#### THE EXERCISE
Please print the lines between the one with "What React, TypeScript" and the one with "string; labelClass: string;", both ends included, exactly as written, with no pictures.

#### ENTRIES SUPPLIED

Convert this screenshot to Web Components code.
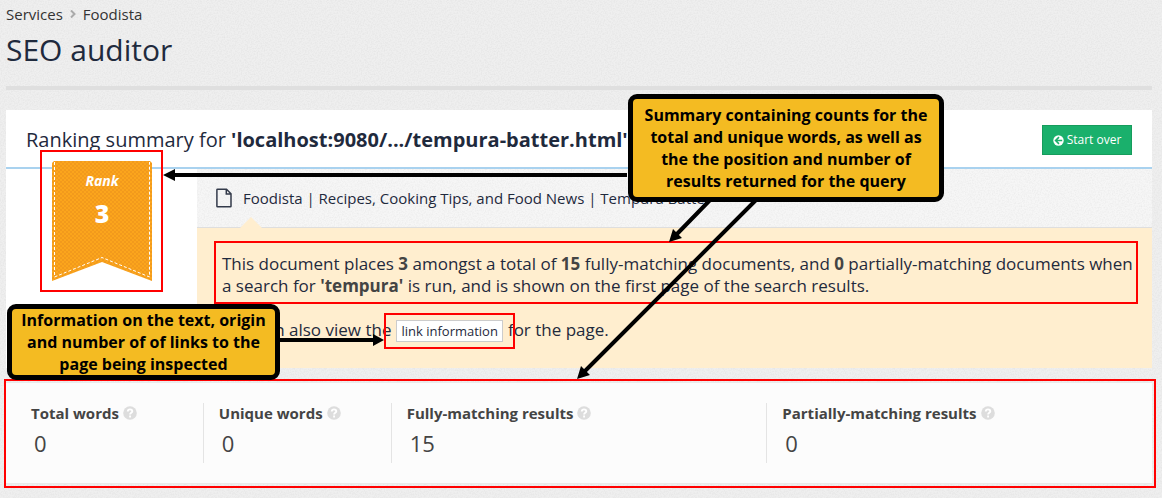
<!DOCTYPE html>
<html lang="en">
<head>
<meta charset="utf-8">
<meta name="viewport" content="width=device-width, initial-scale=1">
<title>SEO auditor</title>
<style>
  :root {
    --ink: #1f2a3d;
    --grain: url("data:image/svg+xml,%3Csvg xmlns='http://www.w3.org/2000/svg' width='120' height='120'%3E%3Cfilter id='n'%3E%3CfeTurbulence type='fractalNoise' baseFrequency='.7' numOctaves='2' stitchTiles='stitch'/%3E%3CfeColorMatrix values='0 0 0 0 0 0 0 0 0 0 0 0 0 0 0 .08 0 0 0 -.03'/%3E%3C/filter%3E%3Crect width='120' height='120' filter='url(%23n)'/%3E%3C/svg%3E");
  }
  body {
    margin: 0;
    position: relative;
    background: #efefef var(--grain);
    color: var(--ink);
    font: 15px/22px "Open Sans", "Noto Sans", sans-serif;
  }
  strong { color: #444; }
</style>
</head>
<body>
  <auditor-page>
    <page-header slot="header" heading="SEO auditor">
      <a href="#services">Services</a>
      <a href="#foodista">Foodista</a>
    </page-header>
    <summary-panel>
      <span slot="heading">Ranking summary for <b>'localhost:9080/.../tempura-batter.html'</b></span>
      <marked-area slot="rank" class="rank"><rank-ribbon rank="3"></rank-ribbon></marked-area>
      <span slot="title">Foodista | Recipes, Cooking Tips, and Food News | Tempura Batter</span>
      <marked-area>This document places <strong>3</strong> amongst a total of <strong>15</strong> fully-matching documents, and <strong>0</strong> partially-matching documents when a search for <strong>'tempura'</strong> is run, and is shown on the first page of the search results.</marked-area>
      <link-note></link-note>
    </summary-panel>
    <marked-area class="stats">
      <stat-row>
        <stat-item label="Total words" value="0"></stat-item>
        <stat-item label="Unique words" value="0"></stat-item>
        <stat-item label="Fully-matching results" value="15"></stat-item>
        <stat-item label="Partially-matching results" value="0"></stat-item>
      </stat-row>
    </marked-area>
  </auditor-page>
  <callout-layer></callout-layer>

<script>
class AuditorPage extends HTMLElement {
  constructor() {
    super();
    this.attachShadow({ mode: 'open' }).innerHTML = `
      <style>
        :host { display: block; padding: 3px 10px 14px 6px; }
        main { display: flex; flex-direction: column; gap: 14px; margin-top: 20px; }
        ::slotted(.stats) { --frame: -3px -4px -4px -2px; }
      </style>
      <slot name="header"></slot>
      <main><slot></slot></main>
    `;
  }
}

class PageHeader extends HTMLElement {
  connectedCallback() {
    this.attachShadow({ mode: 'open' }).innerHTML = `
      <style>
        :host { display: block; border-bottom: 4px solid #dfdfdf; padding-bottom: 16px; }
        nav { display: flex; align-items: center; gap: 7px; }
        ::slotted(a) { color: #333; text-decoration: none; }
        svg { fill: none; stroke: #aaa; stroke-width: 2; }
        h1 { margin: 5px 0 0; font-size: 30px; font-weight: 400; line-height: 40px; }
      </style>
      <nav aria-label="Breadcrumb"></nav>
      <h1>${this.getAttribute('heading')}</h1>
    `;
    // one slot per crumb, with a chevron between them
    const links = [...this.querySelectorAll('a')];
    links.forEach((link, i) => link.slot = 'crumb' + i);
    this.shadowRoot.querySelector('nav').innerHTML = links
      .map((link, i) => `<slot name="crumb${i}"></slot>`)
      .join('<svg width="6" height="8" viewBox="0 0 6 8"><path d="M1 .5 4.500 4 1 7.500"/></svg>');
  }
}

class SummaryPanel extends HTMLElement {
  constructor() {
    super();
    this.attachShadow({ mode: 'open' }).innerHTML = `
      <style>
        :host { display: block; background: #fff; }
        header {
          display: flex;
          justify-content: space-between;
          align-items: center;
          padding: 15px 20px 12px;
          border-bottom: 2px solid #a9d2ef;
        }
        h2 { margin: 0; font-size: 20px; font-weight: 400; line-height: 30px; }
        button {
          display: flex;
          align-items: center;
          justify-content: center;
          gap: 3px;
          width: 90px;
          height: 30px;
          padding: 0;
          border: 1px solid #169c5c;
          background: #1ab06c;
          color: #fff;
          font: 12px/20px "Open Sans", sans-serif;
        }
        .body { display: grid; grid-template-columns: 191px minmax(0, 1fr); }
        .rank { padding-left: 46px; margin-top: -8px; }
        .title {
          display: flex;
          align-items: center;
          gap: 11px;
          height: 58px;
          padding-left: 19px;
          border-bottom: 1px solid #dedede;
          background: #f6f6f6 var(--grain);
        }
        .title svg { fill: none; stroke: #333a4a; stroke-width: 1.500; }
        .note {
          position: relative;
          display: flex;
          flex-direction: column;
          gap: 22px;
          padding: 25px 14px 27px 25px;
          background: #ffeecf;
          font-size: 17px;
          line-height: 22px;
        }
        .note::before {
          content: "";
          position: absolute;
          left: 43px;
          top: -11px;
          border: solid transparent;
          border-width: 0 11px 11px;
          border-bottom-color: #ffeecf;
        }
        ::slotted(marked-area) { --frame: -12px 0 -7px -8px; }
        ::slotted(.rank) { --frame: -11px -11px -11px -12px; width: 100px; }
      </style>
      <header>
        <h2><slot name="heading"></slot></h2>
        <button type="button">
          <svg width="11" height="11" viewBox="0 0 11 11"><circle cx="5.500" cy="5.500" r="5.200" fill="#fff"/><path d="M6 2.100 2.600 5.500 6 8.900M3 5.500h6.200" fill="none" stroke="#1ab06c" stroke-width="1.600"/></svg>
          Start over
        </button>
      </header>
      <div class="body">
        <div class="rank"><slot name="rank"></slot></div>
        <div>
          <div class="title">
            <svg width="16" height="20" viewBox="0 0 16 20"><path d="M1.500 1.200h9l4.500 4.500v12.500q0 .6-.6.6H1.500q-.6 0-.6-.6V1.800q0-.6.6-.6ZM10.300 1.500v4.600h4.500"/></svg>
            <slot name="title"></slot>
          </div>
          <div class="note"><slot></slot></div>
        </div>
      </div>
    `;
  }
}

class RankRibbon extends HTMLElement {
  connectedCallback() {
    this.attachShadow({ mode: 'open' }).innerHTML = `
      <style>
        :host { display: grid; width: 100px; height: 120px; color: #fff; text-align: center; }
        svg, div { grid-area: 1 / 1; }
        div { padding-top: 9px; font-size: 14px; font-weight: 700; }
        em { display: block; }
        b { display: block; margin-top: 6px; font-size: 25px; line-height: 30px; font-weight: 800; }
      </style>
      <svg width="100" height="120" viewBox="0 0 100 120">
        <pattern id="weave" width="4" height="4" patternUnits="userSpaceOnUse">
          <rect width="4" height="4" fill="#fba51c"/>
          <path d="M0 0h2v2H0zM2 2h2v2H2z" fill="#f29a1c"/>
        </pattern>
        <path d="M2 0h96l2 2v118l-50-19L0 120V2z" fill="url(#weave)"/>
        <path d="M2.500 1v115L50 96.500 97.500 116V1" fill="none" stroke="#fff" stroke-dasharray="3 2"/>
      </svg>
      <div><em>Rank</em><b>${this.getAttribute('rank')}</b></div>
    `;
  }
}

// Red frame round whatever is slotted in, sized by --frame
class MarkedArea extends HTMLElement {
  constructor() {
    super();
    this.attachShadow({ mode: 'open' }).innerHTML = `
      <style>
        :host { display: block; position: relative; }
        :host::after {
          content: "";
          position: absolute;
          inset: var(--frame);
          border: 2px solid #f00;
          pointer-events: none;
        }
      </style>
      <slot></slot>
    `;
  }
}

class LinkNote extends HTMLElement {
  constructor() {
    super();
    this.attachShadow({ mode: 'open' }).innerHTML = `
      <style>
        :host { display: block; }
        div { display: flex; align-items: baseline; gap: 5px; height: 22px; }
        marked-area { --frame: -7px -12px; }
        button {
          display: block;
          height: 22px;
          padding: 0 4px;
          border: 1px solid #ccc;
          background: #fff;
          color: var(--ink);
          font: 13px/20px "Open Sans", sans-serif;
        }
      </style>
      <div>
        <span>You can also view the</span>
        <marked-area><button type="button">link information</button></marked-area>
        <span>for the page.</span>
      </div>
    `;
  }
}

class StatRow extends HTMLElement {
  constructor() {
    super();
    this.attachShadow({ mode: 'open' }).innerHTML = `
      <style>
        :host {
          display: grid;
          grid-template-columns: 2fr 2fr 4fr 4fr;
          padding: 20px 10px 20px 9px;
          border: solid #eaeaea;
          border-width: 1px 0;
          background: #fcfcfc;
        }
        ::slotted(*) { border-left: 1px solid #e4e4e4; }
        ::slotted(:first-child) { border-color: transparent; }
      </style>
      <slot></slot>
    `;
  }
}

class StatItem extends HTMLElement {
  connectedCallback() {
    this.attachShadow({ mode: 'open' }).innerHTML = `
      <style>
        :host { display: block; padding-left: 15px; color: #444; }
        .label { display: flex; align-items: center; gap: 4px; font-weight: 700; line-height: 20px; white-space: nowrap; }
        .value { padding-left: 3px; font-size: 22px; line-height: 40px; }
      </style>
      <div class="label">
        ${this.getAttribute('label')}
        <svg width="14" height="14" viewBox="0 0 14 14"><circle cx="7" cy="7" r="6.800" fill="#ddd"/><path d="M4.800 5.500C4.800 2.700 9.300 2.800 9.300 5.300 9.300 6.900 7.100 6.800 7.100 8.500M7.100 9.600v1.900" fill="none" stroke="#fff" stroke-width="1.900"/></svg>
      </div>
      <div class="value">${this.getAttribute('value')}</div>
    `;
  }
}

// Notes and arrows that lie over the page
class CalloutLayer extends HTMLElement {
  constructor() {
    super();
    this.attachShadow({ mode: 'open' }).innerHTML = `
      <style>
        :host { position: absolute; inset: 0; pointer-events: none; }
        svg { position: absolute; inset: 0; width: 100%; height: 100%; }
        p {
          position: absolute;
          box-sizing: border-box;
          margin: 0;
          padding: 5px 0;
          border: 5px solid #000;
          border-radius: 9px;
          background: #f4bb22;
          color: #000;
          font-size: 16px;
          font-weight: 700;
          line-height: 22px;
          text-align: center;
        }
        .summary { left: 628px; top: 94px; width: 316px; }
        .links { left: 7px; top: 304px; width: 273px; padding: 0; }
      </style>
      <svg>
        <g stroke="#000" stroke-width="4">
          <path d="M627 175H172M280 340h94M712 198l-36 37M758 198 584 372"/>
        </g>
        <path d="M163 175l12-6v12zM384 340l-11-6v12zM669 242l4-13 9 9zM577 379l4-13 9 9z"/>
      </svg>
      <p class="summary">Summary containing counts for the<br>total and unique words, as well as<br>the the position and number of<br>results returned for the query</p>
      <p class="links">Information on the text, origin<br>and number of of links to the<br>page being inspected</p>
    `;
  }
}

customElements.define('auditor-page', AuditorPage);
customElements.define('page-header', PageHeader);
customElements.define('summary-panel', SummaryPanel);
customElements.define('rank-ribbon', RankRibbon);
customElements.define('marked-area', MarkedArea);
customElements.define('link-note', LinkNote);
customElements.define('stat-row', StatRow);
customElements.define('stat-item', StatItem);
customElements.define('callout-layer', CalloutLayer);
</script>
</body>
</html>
---
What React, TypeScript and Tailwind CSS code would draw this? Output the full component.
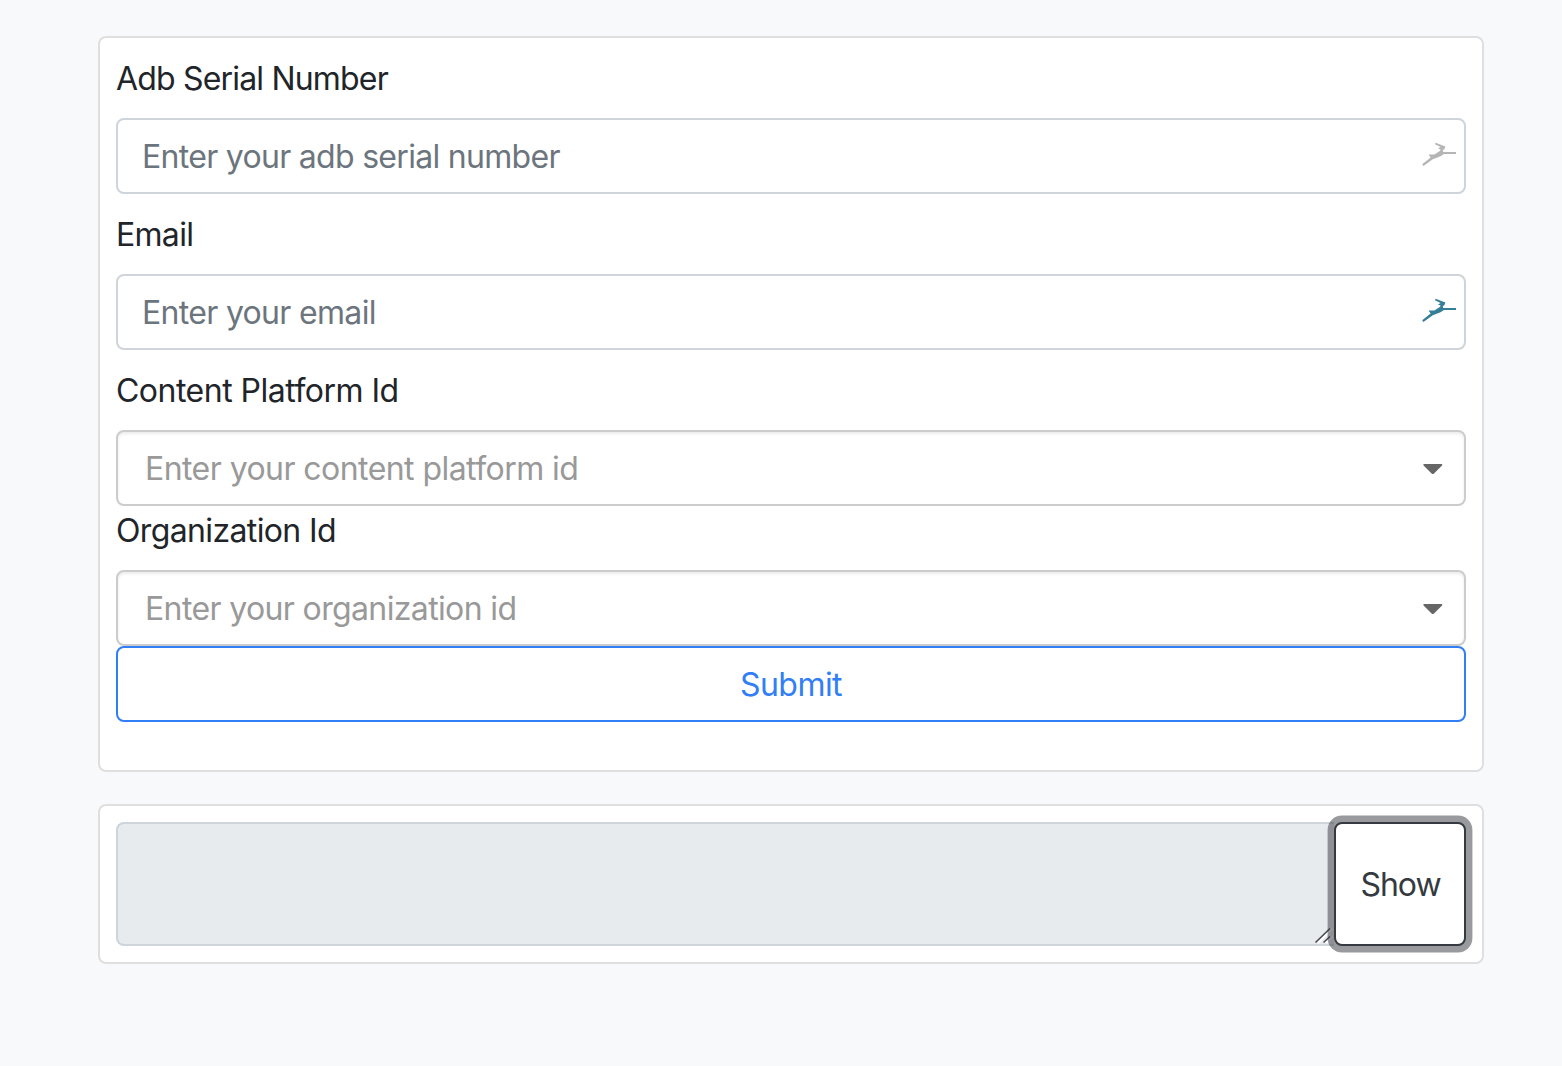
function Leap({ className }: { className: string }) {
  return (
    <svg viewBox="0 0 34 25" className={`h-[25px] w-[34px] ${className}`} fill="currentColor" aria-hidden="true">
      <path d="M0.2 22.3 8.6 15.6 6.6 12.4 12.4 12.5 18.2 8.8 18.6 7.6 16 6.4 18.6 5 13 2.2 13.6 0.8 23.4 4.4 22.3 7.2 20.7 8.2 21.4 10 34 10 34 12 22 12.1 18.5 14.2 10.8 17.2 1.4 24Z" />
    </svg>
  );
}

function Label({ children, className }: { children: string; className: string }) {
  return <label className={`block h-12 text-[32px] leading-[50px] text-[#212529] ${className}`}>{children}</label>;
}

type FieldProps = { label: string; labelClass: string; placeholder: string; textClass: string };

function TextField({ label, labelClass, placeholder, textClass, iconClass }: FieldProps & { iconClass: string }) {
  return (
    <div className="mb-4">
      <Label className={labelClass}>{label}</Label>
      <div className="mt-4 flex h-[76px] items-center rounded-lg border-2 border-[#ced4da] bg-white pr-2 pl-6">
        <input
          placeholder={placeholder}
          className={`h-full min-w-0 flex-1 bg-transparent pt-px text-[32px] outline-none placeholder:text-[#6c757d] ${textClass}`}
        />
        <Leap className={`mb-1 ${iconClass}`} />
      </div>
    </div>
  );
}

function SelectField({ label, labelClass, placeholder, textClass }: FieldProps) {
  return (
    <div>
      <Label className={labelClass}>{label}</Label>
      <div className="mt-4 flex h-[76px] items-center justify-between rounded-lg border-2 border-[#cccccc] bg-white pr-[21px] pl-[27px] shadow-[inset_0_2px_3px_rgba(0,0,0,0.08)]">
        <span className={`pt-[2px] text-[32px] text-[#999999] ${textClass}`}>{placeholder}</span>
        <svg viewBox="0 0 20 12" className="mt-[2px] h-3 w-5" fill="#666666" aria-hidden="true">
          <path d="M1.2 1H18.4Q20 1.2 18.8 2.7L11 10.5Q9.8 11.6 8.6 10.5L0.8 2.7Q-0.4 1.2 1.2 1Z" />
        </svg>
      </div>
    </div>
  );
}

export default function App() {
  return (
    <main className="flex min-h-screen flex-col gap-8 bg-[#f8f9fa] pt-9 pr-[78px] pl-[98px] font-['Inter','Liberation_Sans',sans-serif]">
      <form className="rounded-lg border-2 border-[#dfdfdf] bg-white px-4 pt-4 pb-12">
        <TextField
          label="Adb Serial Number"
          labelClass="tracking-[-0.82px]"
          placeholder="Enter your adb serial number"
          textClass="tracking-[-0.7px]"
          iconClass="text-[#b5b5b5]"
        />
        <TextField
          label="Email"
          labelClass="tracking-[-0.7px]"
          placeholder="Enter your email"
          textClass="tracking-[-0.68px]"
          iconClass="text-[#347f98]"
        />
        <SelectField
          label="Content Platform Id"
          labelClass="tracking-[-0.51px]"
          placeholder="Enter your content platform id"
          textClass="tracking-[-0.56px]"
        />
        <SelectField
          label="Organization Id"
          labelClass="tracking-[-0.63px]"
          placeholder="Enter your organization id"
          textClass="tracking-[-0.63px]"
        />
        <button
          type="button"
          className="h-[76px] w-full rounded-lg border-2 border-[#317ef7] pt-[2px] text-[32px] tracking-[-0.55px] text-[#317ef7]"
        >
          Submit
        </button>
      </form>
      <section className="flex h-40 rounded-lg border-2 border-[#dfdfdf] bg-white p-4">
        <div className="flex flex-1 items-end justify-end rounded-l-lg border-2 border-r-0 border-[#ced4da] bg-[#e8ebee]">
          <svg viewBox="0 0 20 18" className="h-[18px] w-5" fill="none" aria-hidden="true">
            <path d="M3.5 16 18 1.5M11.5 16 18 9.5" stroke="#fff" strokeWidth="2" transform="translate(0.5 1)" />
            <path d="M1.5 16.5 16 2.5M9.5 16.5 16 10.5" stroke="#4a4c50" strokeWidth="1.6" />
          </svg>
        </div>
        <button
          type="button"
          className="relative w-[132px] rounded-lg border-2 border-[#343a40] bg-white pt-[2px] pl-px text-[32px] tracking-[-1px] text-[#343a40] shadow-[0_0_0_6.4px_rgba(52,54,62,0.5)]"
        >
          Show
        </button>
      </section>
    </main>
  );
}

#### TASK RESULT
What React, TypeScript and Tailwind CSS code would draw this? Output the full component.
function Leap({ className }: { className: string }) {
  return (
    <svg viewBox="0 0 34 25" className={`h-[25px] w-[34px] ${className}`} fill="currentColor" aria-hidden="true">
      <path d="M0.2 22.3 8.6 15.6 6.6 12.4 12.4 12.5 18.2 8.8 18.6 7.6 16 6.4 18.6 5 13 2.2 13.6 0.8 23.4 4.4 22.3 7.2 20.7 8.2 21.4 10 34 10 34 12 22 12.1 18.5 14.2 10.8 17.2 1.4 24Z" />
    </svg>
  );
}

function Label({ children, className }: { children: string; className: string }) {
  return <label className={`block h-12 text-[32px] leading-[50px] text-[#212529] ${className}`}>{children}</label>;
}

type FieldProps = { label: string; labelClass: string; placeholder: string; textClass: string };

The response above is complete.